Task运行状态管理
TaskRunner.run()线程在执行的时候,会对Task运行状态进行管理,在Task开始启动的时候,会产生一个StatusUpdate事件,它的功能主要是将Task的状态设置为RUNNING;当Task运行结束的时候,又产生了一个消息Task.FINISHED;假设task运行过程中出错,那么会产生Task.FAILED的消息。以上这些消息会通过execBackend.statusUpdate()方法发送给Driver。下面我们来看statusUpdate()方法,它是一个抽象方法,它调用的是CoarseGrainedExecutorBackend的statusUpdate()方法。
override def statusUpdate(taskId: Long, state: TaskState, data: ByteBuffer) {
// 将其封装为一个message
val msg = StatusUpdate(executorId, taskId, state, data)
driver match {
// 发送StatusUpdate消息给Driver -- SparkDeploySchedulerBackend
case Some(driverRef) => driverRef.send(msg)
case None => logWarning(s"Drop $msg because has not yet connected to driver")
}
}
上述方法的功能,就是将task状态封装为StatusUpdate消息,然后发送给Driver。
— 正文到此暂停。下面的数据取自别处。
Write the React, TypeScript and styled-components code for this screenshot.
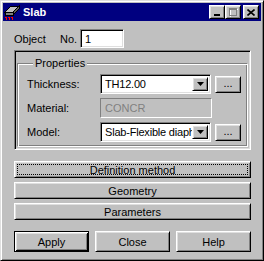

我们看一下SparkDeploySchedulerBackend的父类CoarseGrainedSchedulerBackend中接收消息的receive()方法:
override def receive: PartialFunction[Any, Unit] = {
// 处理Task执行结束的事件
case StatusUpdate(executorId, taskId, state, data) =>
// 调用TaskSchedulerImpl的statusUpdate()方法
scheduler.statusUpdate(taskId, state, data.value)
if (TaskState.isFinished(state)) {
executorDataMap.get(executorId) match {
case Some(executorInfo) =>
executorInfo.freeCores += scheduler.CPUS_PER_TASK
makeOffers(executorId)
case None =>
// Ignoring the update since we don't know about the executor.
logWarning(s"Ignored task status update ($taskId state $state) " +
s"from unknown executor with ID $executorId")
}
}
}
它里面又调用了TaskSchedulerImpl的statusUpdate()方法,下面简单分析一下这个方法:
def statusUpdate(tid: Long, state: TaskState, serializedData: ByteBuffer) {
var failedExecutor: Option[String] = None
synchronized {
try {
// 实际项目中,可能会遇到task lost,原因很多,下面就是针对task lost后做的处理
// 判断如果Task如果Lost,并且是之前发送过来的task
if (state == TaskState.LOST && taskIdToExecutorId.contains(tid)) {
// We lost this entire executor, so remember that it's gone
// 取出它的executor ID
val execId = taskIdToExecutorId(tid)
if (executorIdToTaskCount.contains(execId)) {
// 移除executor
removeExecutor(execId,
SlaveLost(s"Task $tid was lost, so marking the executor as lost as well."))
failedExecutor = Some(execId)
}
}
// 如果Task运行结束
taskIdToTaskSetManager.get(tid) match {
// 获取对应的taskset
case Some(taskSet) =>
// 如果task是非正常结束了
if (TaskState.isFinished(state)) {
// 移除task,取消监控
taskIdToTaskSetManager.remove(tid)
taskIdToExecutorId.remove(tid).foreach { execId =>
if (executorIdToTaskCount.contains(execId)) {
executorIdToTaskCount(execId) -= 1
}
}
}
// 如果task是正常结束
if (state == TaskState.FINISHED) {
// 移除task
taskSet.removeRunningTask(tid)
// 管理Task的结果数据
taskResultGetter.enqueueSuccessfulTask(taskSet, tid, serializedData)
} else if (Set(TaskState.FAILED, TaskState.KILLED, TaskState.LOST).contains(state)) {
taskSet.removeRunningTask(tid)
taskResultGetter.enqueueFailedTask(taskSet, tid, state, serializedData)
}
case None =>
logError(
("Ignoring update with state %s for TID %s because its task set is gone (this is " +
"likely the result of receiving duplicate task finished status updates)")
.format(state, tid))
}
} catch {
case e: Exception => logError("Exception in statusUpdate", e)
}
}
// Update the DAGScheduler without holding a lock on this, since that can deadlock
if (failedExecutor.isDefined) {
dagScheduler.executorLost(failedExecutor.get)
backend.reviveOffers()
}
}
它主要是对Task出现的状态进行处理,比如Task Lost,task正常结束还是非正常结束等。
总结一下,这里主要就是针对task在运行过程中产生的状态进行处理,Task运行状态主要是5种:running什么也没有做,然后是failed、lost、killed 和 finished四种状态进行处理,其中finished,会将序列化的结果数据信息进行保存,其他的状态就是移除task的状态信息,并重新提交task运行。